Influence of temperature field on the rheological properties and photopolymerization process of Mg2TiO4 microwave ceramic slurry during vat photopolymerization process

Temperature-field-assisted vat photopolymerization has been applied to prepare Mg2TiO4 ceramics with few defects and remarkably reduced dielectric loss. These excellent properties could be attributed to the significantly reduced viscosity and increased curing depth of the prepared ceramic slurry with a high solid loading when the photopolymerization temperature reaches 65 degrees C. Increasing the temperature helped to increase the kinetic energy of the resin molecules and reduce the viscosity of the ceramic slurry. This ensured a smooth spreading of the slurry and suppressed the formation of intra-layer defects during the printing process. Additionally, increasing the curing temperature enhanced the activation energy of the free radicals and accelerated the transfer of molecular chains, thereby increasing the polymerization rate and curing depth of the slurry.
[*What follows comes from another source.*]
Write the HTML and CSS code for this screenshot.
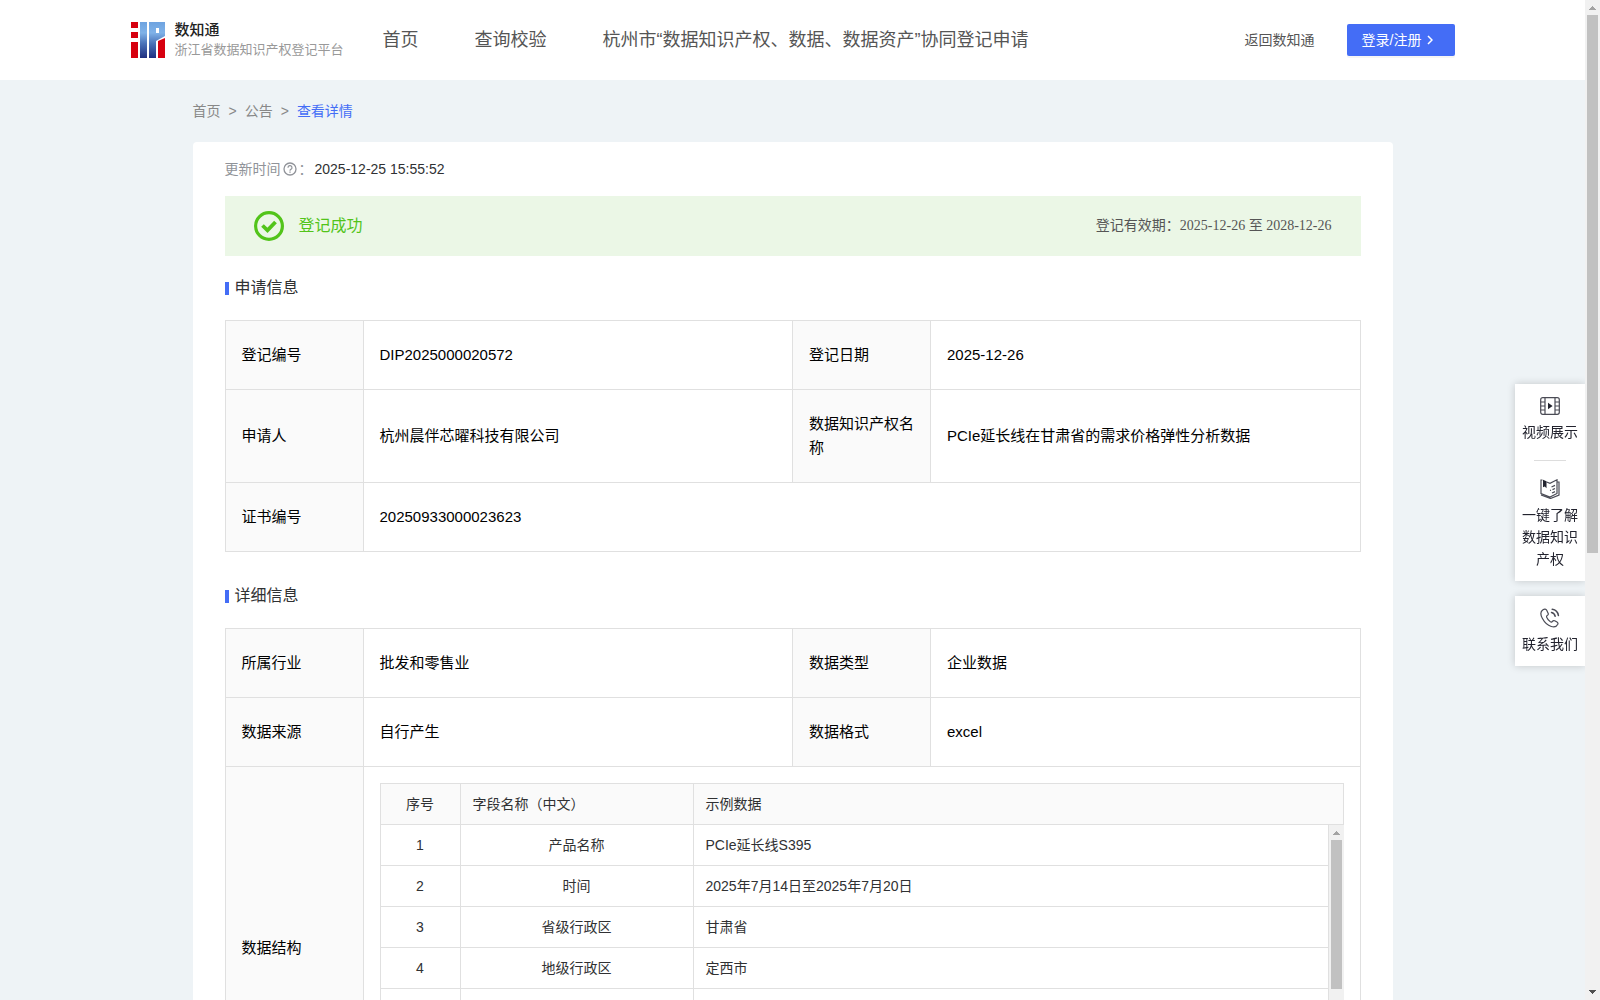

This reduced the interlayer pores of the Mg2TiO4 green bodies. Thus, Mg2TiO4 ceramic slurry with a high solid loading could be successfully printed by applying a temperature field. Significantly fewer defects were found in Mg2TiO4 ceramics printed with 57.5 vol% solid loading than those in the samples printed with 50 vol% solid loading. The quality factor of Mg2TiO4 ceramics sintered at 1550 degrees C for 4 h using ceramic slurries with 57.5 vol% solid loading could reach 150,000 GHz when printed at a curing temperature of 65 degrees C, this value is equivalent to that of dry-pressed ceramics.